LINGUA ITALIANA IN RETROSPETTIVA

(Irina Tuzzolino)

Nel settembre 1516 ad Ancona  Giovan Francesco Fortunio  pubblica  la prima grammatica della lingua italiana, Regole grammaticali della volgar lingua, spinto dalla necessità di fissare le norme linguistiche con una grammatica scritta per arginare l’arbitrio linguistico che  la grande diffusione dei libri stampati rischiava di legittimare. Secondo Fortunio  l’unico argine era richiamarsi  all’uso letterario della lingua dei grandi fiorentini, Dante, Petrarca e Boccaccio. Prima di lui, nella metà del ‘400, Leon Battista Alberti aveva compilato una grammatica della lingua italiana modellandola sulle regole di quella latina.  La  letterarietà della norma linguistica, sancita da Fortunio e con maggiore fama da Pietro Bembo nelle Prose della volgar lingua segnerà anche in seguito le grammatiche ed i dizionari della lingua italiana, a cominciare da quello edito dall’Accademia della Crusca  nel 1612. Nel corso dell’Ottocento si afferma la linguistica come scienza, che mette in crisi la concezione rinascimentale della lingua e delle sue norme, abbandonando quindi la letterarietà a vantaggio dell’uso comune, pur ribadendo la derivazione latina dell’italiano. Anche la letteratura  si avvicina all’uso linguistico parlato come fa Alessandro Manzoni ne I promessi sposi, che adotta la lingua dei fiorentini colti.
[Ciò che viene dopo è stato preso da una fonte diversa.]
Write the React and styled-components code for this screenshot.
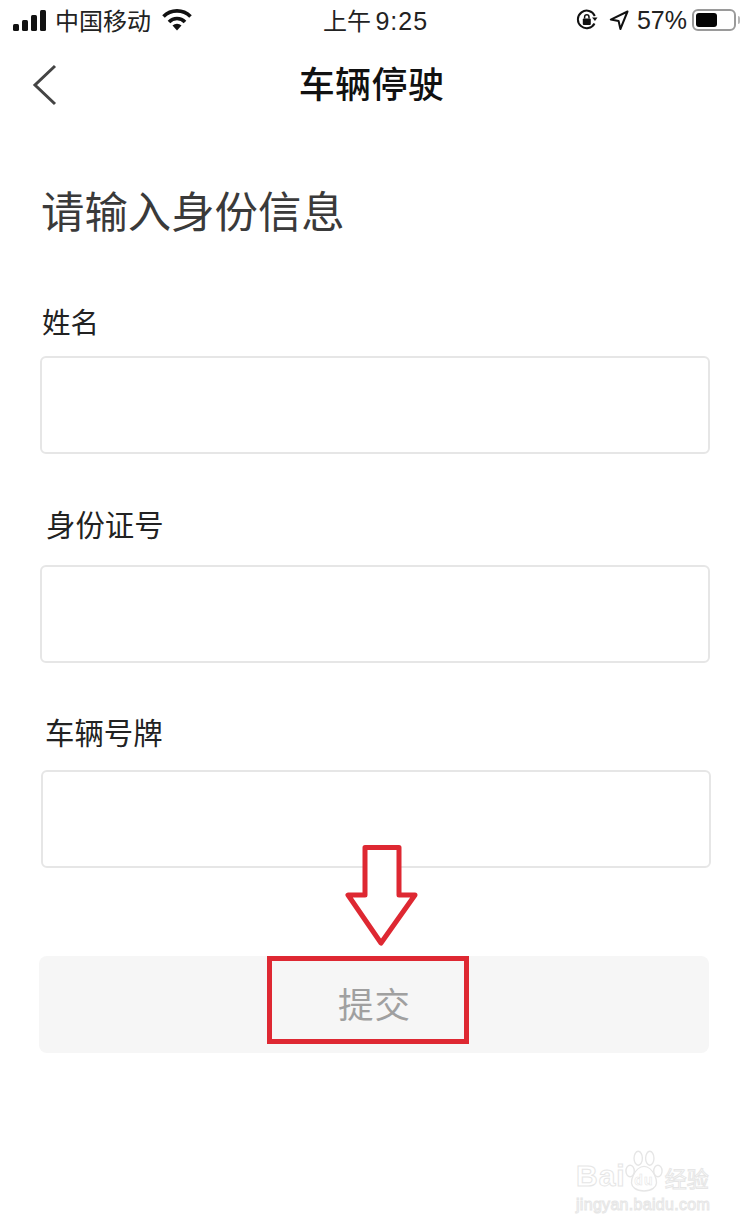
import React from "react";
import styled, { createGlobalStyle } from "styled-components";

const CJK = `"Noto Sans CJK SC", "Liberation Sans", sans-serif`;

const Global = createGlobalStyle`
  html, body { margin: 0; padding: 0; background: #fff; }
  * { box-sizing: border-box; }
`;

const Page = styled.div`
  position: relative;
  width: 750px;
  height: 1228px;
  background: #fff;
  overflow: hidden;
  font-family: ${CJK};
  display: flex;
  flex-direction: column;
`;

const StatusBar = styled.div`
  height: 42px;
  padding: 0 0 2px 13px;
  display: grid;
  grid-template-columns: 310px 126px 1fr;
  align-items: center;
  color: #111;
`;

const StatusLeft = styled.div`
  display: flex;
  align-items: center;
`;

const StatusRight = styled.div`
  display: flex;
  align-items: center;
  justify-content: flex-end;
  padding-right: 10px;
`;

const Carrier = styled.span`
  font-size: 24px;
  line-height: 30px;
  margin-left: 8px;
  margin-right: 11px;
  color: #222;
`;

const Clock = styled.span`
  font-size: 24px;
  line-height: 30px;
  color: #222;
  word-spacing: -1px;
  white-space: nowrap;
`;

const ClockDigits = styled.span`
  font-family: "Liberation Sans", sans-serif;
  font-size: 25px;
  letter-spacing: 1px;
`;

const Percent = styled.span`
  font-family: "Liberation Sans", sans-serif;
  font-size: 25px;
  line-height: 30px;
  color: #222;
  margin: 0 5px 0 8px;
`;

const Battery = styled.div`
  width: 44px;
  height: 22px;
  border: 2px solid #9a9a9a;
  border-radius: 6px;
  padding: 2px;
  margin-right: 2px;
`;

const BatteryFill = styled.div`
  width: 58%;
  height: 100%;
  background: #050505;
  border-radius: 3px;
`;

const BatteryCap = styled.div`
  width: 2px;
  height: 8px;
  background: #b5b5b5;
  border-radius: 0 2px 2px 0;
`;

const NavBar = styled.div`
  position: relative;
  height: 86px;
  padding: 0 7px 6px 0;
  display: flex;
  align-items: center;
  justify-content: center;
`;

const BackIcon = styled.svg`
  position: absolute;
  left: 31px;
  top: 22px;
`;

const NavTitle = styled.h1`
  margin: 0;
  font-size: 36px;
  line-height: 44px;
  font-weight: 500;
  letter-spacing: 0.4px;
  color: #111;
`;

const Form = styled.div`
  display: flex;
  flex-direction: column;
  padding-top: 52px;
`;

const Heading = styled.h2`
  margin: 0 0 0 41px;
  font-size: 43.4px;
  line-height: 58px;
  font-weight: 400;
  color: #3a3a3a;
`;

const Label = styled.label`
  display: block;
  margin-left: ${(p) => p.$x}px;
  margin-top: ${(p) => p.$top}px;
  font-size: ${(p) => p.$size}px;
  line-height: 40px;
  color: #222;
`;

const Field = styled.div`
  margin-left: ${(p) => p.$x}px;
  margin-top: ${(p) => p.$top}px;
  width: 670px;
  height: 98px;
  border: 2px solid #e6e6e6;
  border-radius: 6px;
  background: #fff;
`;

const Submit = styled.button`
  display: flex;
  align-items: center;
  justify-content: center;
  margin-left: 39px;
  margin-top: 88px;
  width: 670px;
  height: 97px;
  border: 0;
  border-radius: 8px;
  background: #f6f6f6;
  color: #a0a0a0;
  font-family: ${CJK};
  font-size: 35.5px;
  letter-spacing: 1px;
  padding: 0 0 4px 1px;
`;

const Highlight = styled.div`
  position: absolute;
  left: 267px;
  top: 956px;
  width: 202px;
  height: 88px;
  border: 5px solid #de2832;
`;

const Arrow = styled.svg`
  position: absolute;
  left: 340px;
  top: 840px;
`;

const Watermark = styled.div`
  position: absolute;
  left: 576px;
  top: 1149px;
  width: 140px;
  color: #fff;
  -webkit-text-stroke: 1px #e6e6e6;
  font-family: "Liberation Sans", sans-serif;
`;

const WmTop = styled.div`
  display: flex;
  align-items: flex-end;
  height: 44px;
  font-size: 30px;
  line-height: 34px;
  font-weight: 700;
  letter-spacing: 1px;
`;

const WmCjk = styled.span`
  font-family: ${CJK};
  font-size: 22px;
  line-height: 32px;
  letter-spacing: 0;
  font-weight: 400;
  margin-left: 1px;
`;

const WmUrl = styled.div`
  font-size: 16px;
  line-height: 20px;
  margin-top: 2px;
  letter-spacing: 0.3px;
  white-space: nowrap;
`;

const Paw = styled.svg`
  flex: none;
  margin: 0 0 0 -2px;
`;

function Signal() {
  return (
    <svg width="34" height="21" viewBox="0 0 34 21">
      <rect x="0" y="14" width="6" height="7" rx="1.5" fill="#111" />
      <rect x="9" y="10" width="6" height="11" rx="1.5" fill="#111" />
      <rect x="18" y="5" width="6" height="16" rx="1.5" fill="#111" />
      <rect x="27" y="0" width="6" height="21" rx="1.5" fill="#111" />
    </svg>
  );
}

function Wifi() {
  return (
    <svg width="30" height="22" viewBox="0 0 30 22">
      <path d="M1.5 7.5 A19 19 0 0 1 28.5 7.5" fill="none" stroke="#111" strokeWidth="3.6" />
      <path d="M7 13 A11 11 0 0 1 23 13" fill="none" stroke="#111" strokeWidth="3.6" />
      <path d="M10.5 16.5 A6.5 6.5 0 0 1 19.5 16.5 L15 21.5 Z" fill="#111" />
    </svg>
  );
}

function RotationLock() {
  return (
    <svg width="22" height="22" viewBox="0 0 22 22">
      <path d="M18.5 14.5 A8.8 8.8 0 1 1 18.8 7" fill="none" stroke="#111" strokeWidth="2" />
      <path d="M16 8.5 L21.5 8.5 L19 12 Z" fill="#111" />
      <rect x="6.8" y="9.5" width="8" height="6.5" rx="1" fill="#111" />
      <path d="M8.6 9.5 V8 a2.2 2.2 0 0 1 4.4 0 V9.5" fill="none" stroke="#111" strokeWidth="1.5" />
    </svg>
  );
}

function Location() {
  return (
    <svg width="20" height="21" viewBox="0 0 20 21" style={{ marginLeft: 11 }}>
      <path d="M18.5 1.5 L1.8 9.6 L9.6 11 L11.4 19 Z" fill="none" stroke="#111" strokeWidth="2" strokeLinejoin="round" />
    </svg>
  );
}

export default function App() {
  return (
    <Page>
      <Global />
      <StatusBar>
        <StatusLeft>
          <Signal />
          <Carrier>中国移动</Carrier>
          <Wifi />
        </StatusLeft>
        <Clock>上午 <ClockDigits>9:25</ClockDigits></Clock>
        <StatusRight>
          <RotationLock />
          <Location />
          <Percent>57%</Percent>
          <Battery>
            <BatteryFill />
          </Battery>
          <BatteryCap />
        </StatusRight>
      </StatusBar>
      <NavBar>
        <BackIcon width="28" height="42" viewBox="0 0 28 42">
          <path d="M24 2 L4 21 L24 40" fill="none" stroke="#444" strokeWidth="3" />
        </BackIcon>
        <NavTitle>车辆停驶</NavTitle>
      </NavBar>
      <Form>
        <Heading>请输入身份信息</Heading>
        <Label $x={42} $top={63} $size={28.5}>姓名</Label>
        <Field $x={40} $top={15} />
        <Label $x={46} $top={49} $size={29.4}>身份证号</Label>
        <Field $x={40} $top={22} />
        <Label $x={45} $top={48} $size={29.4}>车辆号牌</Label>
        <Field $x={41} $top={19} />
        <Submit>提交</Submit>
      </Form>
      <Arrow width="80" height="110" viewBox="0 0 80 110">
        <path
          d="M25 7.5 H59 V55 H75 L41 103 L8 55 H25 Z"
          fill="#fff"
          stroke="#de2832"
          strokeWidth="5"
          strokeLinejoin="round"
        />
      </Arrow>
      <Highlight />
      <Watermark>
        <WmTop>
          <span>Bai</span>
          <Paw width="40" height="44" viewBox="0 0 34 38">
            <g fill="none" stroke="#e6e6e6" strokeWidth="1.2">
              <ellipse cx="5" cy="19" rx="3.6" ry="5" />
              <ellipse cx="12" cy="8" rx="3.6" ry="6" />
              <ellipse cx="22" cy="8" rx="3.6" ry="6" />
              <ellipse cx="29" cy="19" rx="3.6" ry="5" />
              <path d="M17 15 C24 15 32 29 25 34 C21 37 13 37 9 34 C2 29 10 15 17 15 Z" />
            </g>
            <text x="17" y="31" fontSize="12" textAnchor="middle" fill="#fff" stroke="#e6e6e6" strokeWidth="0.5">du</text>
          </Paw>
          <WmCjk>经验</WmCjk>
        </WmTop>
        <WmUrl>jingyan.baidu.com</WmUrl>
      </Watermark>
    </Page>
  );
}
Dal latino, oltre che dal  magnogreco per i dialetti meridionali,  procede Gerhard Rohlfs per descriverne gli esiti nei dialetti italiani nella Grammatica storica della lingua italiana e dei suoi dialetti, della metà del ‘900. Un ulteriore legittimazione dell’uso de parlanti è contenuta nelle parole di L. Serianni: Il confine giusto/sbagliato è labile e non dipende da categorie ontologiche, date una volta per tutte, ma solo dalla reazione della collettività dei parlanti, mutevole nel corso del tempo, in Prima lezione di lingua italiana.